The following op-ed was co-authored by Kory Swanson, president and CEO of the John Locke Foundation.


A controversial proposal Congress is considering as part of comprehensive tax reform could lead to $800 million in higher insurance premiums for North Carolinians over the next decade. In addition, this reform, if enacted, would further destabilize North Carolina’s already teetering property insurance market, where nearly one in 10 policyholders get coverage from taxpayer-backed entities.

That estimate comes from a new study jointly published by the John Locke Foundation and the R Street Institute on the projected impact of a border-adjustment tax. The “BAT” proposal is a part of House Republicans’ “Better Way” tax-reform plan. It would see U.S. corporations pay tax on domestic sales, but not international sales, and would allow them to write off the cost of goods and services bought from other U.S. companies, but not those purchased from abroad.
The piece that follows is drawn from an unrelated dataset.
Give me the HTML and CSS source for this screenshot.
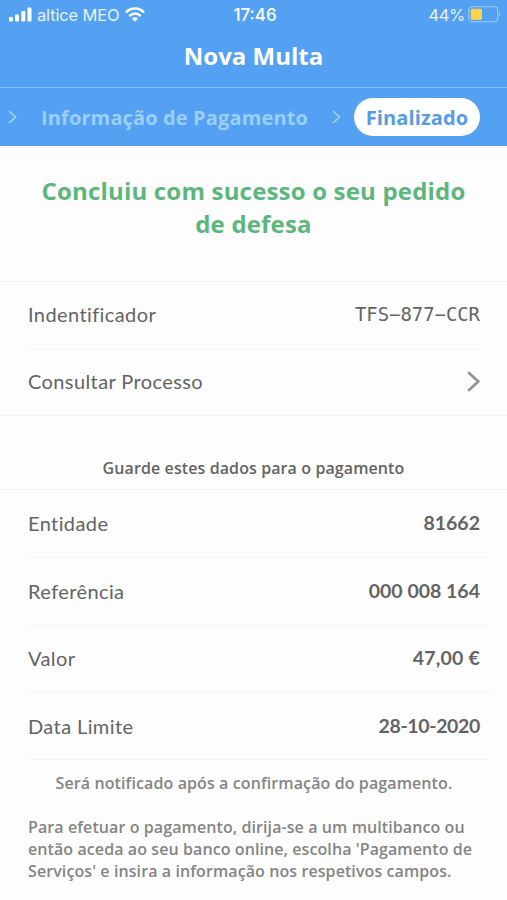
FILE: index.html
```html
<!DOCTYPE html>
<html lang="pt">
<head>
<meta charset="utf-8">
<title>Nova Multa</title>
<link rel="stylesheet" href="styles.css">
</head>
<body>
<header class="top">
  <div class="status">
    <div class="carrier">
      <svg class="signal" width="23" height="15" viewBox="0 0 23 15" fill="#fff"><rect x="0" y="10" width="4" height="4.5" rx="1"/><rect x="6" y="7.5" width="4" height="7" rx="1"/><rect x="12.3" y="4" width="4" height="10.5" rx="1"/><rect x="18.5" y="0.5" width="4" height="14" rx="1"/></svg>
      <span class="operator">altice MEO</span>
      <svg class="wifi" width="20" height="15" viewBox="0 0 20 15" fill="none" stroke="#fff" stroke-width="2.5"><path d="M1 5.3C6 .2 14 .2 19 5.3"/><path d="M4.3 9C7.6 5.8 12.4 5.8 15.7 9"/><path d="M6.9 11.5Q10 8.9 13.1 11.5L10 14.7Z" fill="#fff" stroke="none"/></svg>
    </div>
    <span class="clock">17:46</span>
    <div class="power">
      <span class="percent">44%</span>
      <svg width="33" height="17" viewBox="0 0 33 17"><rect x=".7" y=".7" width="29" height="15" rx="3.5" fill="none" stroke="#9acaf8" stroke-width="1.1"/><rect x="2.7" y="2.7" width="11.3" height="11" rx="1.5" fill="#fbd34d"/><path d="M31 5.7Q33.4 8.2 31 10.7Z" fill="#9acaf8"/></svg>
    </div>
  </div>
  <h1 class="title">Nova Multa</h1>
  <nav class="steps">
    <svg class="sep" width="9" height="14" viewBox="0 0 9 14"><path d="M1 1L7.5 7L1 13"/></svg>
    <span class="step">Informação de Pagamento</span>
    <svg class="sep" width="9" height="14" viewBox="0 0 9 14"><path d="M1 1L7.5 7L1 13"/></svg>
    <span class="active">Finalizado</span>
  </nav>
</header>
<main>
  <h2 class="success">Concluiu com sucesso o seu pedido<br>de defesa</h2>
  <section class="group process">
    <div class="row"><span class="label">Indentificador</span><span class="code">TFS−877−CCR</span></div>
    <div class="row"><span class="label">Consultar Processo</span><svg class="go" width="14" height="21" viewBox="0 0 14 21"><path d="M3 2L12.3 10.5L3 19"/></svg></div>
  </section>
  <p class="keep">Guarde estes dados para o pagamento</p>
  <section class="group payment">
    <div class="row"><span class="label">Entidade</span><span class="value">81662</span></div>
    <div class="row"><span class="label">Referência</span><span class="value">000 008 164</span></div>
    <div class="row"><span class="label">Valor</span><span class="value amount">47,00 €</span></div>
    <div class="row"><span class="label">Data Limite</span><span class="value date">28-10-2020</span></div>
  </section>
  <p class="notice">Será notificado após a confirmação do pagamento.</p>
  <p class="help">Para efetuar o pagamento, dirija-se a um multibanco ou<br>então aceda ao seu banco online, escolha 'Pagamento de<br>Serviços' e insira a informação nos respetivos campos.</p>
</main>
</body>
</html>
```
FILE: styles.css
```css
* { box-sizing: border-box; }
body {
  margin: 0;
  width: 507px;
  height: 900px;
  overflow: hidden;
  background: #fdfdfd;
  font-family: "Open Sans", sans-serif;
  color: #646464;
}
h1, h2, p { margin: 0; }
svg { display: block; flex: none; }
.top { height: 146px; background: #54a1f3; color: #fff; }
.status {
  height: 28px;
  display: grid;
  grid-template-columns: 1fr auto 1fr;
  align-items: center;
  padding: 0 6px 0 9px;
  font: 16.5px/20px Inter, sans-serif;
}
.carrier, .power { display: flex; align-items: center; }
.signal { margin-right: 5px; }
.operator { width: 83px; padding-top: 1px; white-space: nowrap; color: #e7f3ff; letter-spacing: -.15px; }
.wifi { margin-left: 5px; }
.clock { padding-top: 1px; font-weight: 500; font-size: 17px; letter-spacing: 0; }
.power { justify-content: flex-end; gap: 3px; }
.percent { padding-top: 1px; color: #e7f3ff; letter-spacing: -.3px; }
.title {
  height: 60px;
  border-bottom: 1px solid #82bbf7;
  text-align: center;
  font-size: 24px;
  font-weight: 700;
  line-height: 56px;
}
.steps { height: 58px; display: flex; align-items: center; padding-left: 8px; }
.sep path { fill: none; stroke: #a5d5fb; stroke-width: 1.6; }
.step {
  width: 268px;
  margin: 0 23px 0 24px;
  white-space: nowrap;
  font-size: 20px;
  font-weight: 700;
  letter-spacing: .13px;
  color: #9acffb;
}
.active {
  width: 126px;
  height: 38px;
  margin-left: 13px;
  border-radius: 19px;
  background: #fff;
  color: #559ce5;
  font-size: 20px;
  font-weight: 700;
  letter-spacing: .1px;
  line-height: 39px;
  text-align: center;
}
.success {
  height: 135px;
  padding-top: 28px;
  text-align: center;
  font-size: 24px;
  font-weight: 700;
  letter-spacing: .18px;
  line-height: 33px;
  color: #5bb77c;
}
.group { border-top: 1px solid #f2f2f2; }
.row {
  height: 67.5px;
  margin-left: 28px;
  padding-bottom: 1px;
  display: flex;
  justify-content: space-between;
  align-items: center;
}
.row + .row { border-top: 1px solid #f4f4f4; }
.process { height: 135px; border-bottom: 1px solid #f2f2f2; }
.process .row { height: 67px; margin-right: 27px; padding-bottom: 3px; }
.process .row + .row { padding-bottom: 3px; }
.payment .row { margin-right: 17px; padding-right: 10px; }
.payment .row:first-child { height: 67px; }
.label { font: 20px/28px Lato, sans-serif; letter-spacing: .4px; }
.value { font: 700 19.5px/28px Lato, sans-serif; letter-spacing: 0; }
.amount { letter-spacing: .2px; }
.date { letter-spacing: -.35px; }
.code { font: 18.9px/28px "DejaVu Sans Mono", monospace; }
.go path { fill: none; stroke: #929292; stroke-width: 2.6; stroke-linecap: round; }
.process .row:first-child { height: 66.5px; }
.keep {
  height: 73px;
  padding-top: 41px;
  text-align: center;
  font-size: 16px;
  font-weight: 600;
  letter-spacing: .1px;
  line-height: 22px;
}
.payment { height: 270px; }
.notice {
  margin: 0 17px 0 28px;
  height: 47px;
  border-top: 1px solid #f4f4f4;
  padding: 12px 10px 0 0;
  text-align: center;
  font-size: 16px;
  font-weight: 600;
  letter-spacing: .1px;
  line-height: 22px;
  color: #858585;
}
.help {
  margin: 10px 0 0 28px;
  white-space: nowrap;
  font-size: 16px;
  font-weight: 600;
  letter-spacing: .09px;
  line-height: 22px;
  color: #858585;
}
```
For North Carolinians, the problem with such a proposal is that the state’s property insurance companies rely heavily on reinsurance—insurance for insurance companies—written abroad. Eliminating insurance companies’ ability to write off the expense of international reinsurance would make it more expensive and less available. Both effects would seriously disrupt the state’s insurance market.

Reinsurance is a difficult business that requires an international scale because the risks often are enormous. Reinsurers seek geographical diversity from around the globe to hedge that risk. Earthquakes in Japan and floods in England are bundled together with hurricanes in North Carolina to offset the cost of insuring each.

Because a BAT-like tax would hinder insurers’ ability to spread risk around the globe, it would hurt disaster-prone states like North Carolina. The Tar Heel State was home to the fourth-highest total of insured catastrophe losses in the United States in 2016, at $972 million.

That total is of particular concern because, in the past five years, North Carolina has seen a massive expansion in its residual markets. Residual markets provide an option for consumers who are otherwise unable to obtain coverage in the private market at a “reasonable” price. When claims are too high, residual markets must borrow money to make up the difference, which can only be paid off by laying assessments on all policies across the state. A decrease in the supply of reinsurance, or more expensive reinsurance, means less available and more expensive primary insurance, which makes residual markets larger and subjects North Carolinians to greater exposure in the event of a catastrophe.

While the national trend the past 10 years has seen shrinking residual property insurance markets, North Carolina’s residual plans—the Beach Plan and the FAIR plan—have grown quickly. In 2011, the Beach Plan represented 3.37 percent of the state’s market. By 2015, that percentage had grown to 7.03 percent. The FAIR Plan went from 0.62 percent in 2011 to 2.16 in 2015. Together, the two plans account for 9.19 percent of the state’s market. This expansion has made an already unstable property insurance market even less reliable.

This trend is further exacerbated by North Carolina’s problematic rate bureau system, which limits insurers’ ability to establish rates for individual policyholders based on risk. These excessive price controls contribute to the growth of the state’s two residual markets, which would grow even more were a BAT system applied to international reinsurance.

Imposing a border-adjustment tax or any other tax on international reinsurance would make it harder and costlier for North Carolina property owners to buy home insurance, for employers to buy workers’ compensation, for factories and industrial plants to insure machinery and for contractors to get terrorism insurance they need to erect new buildings. It’s a bad deal for policyholders and for the state.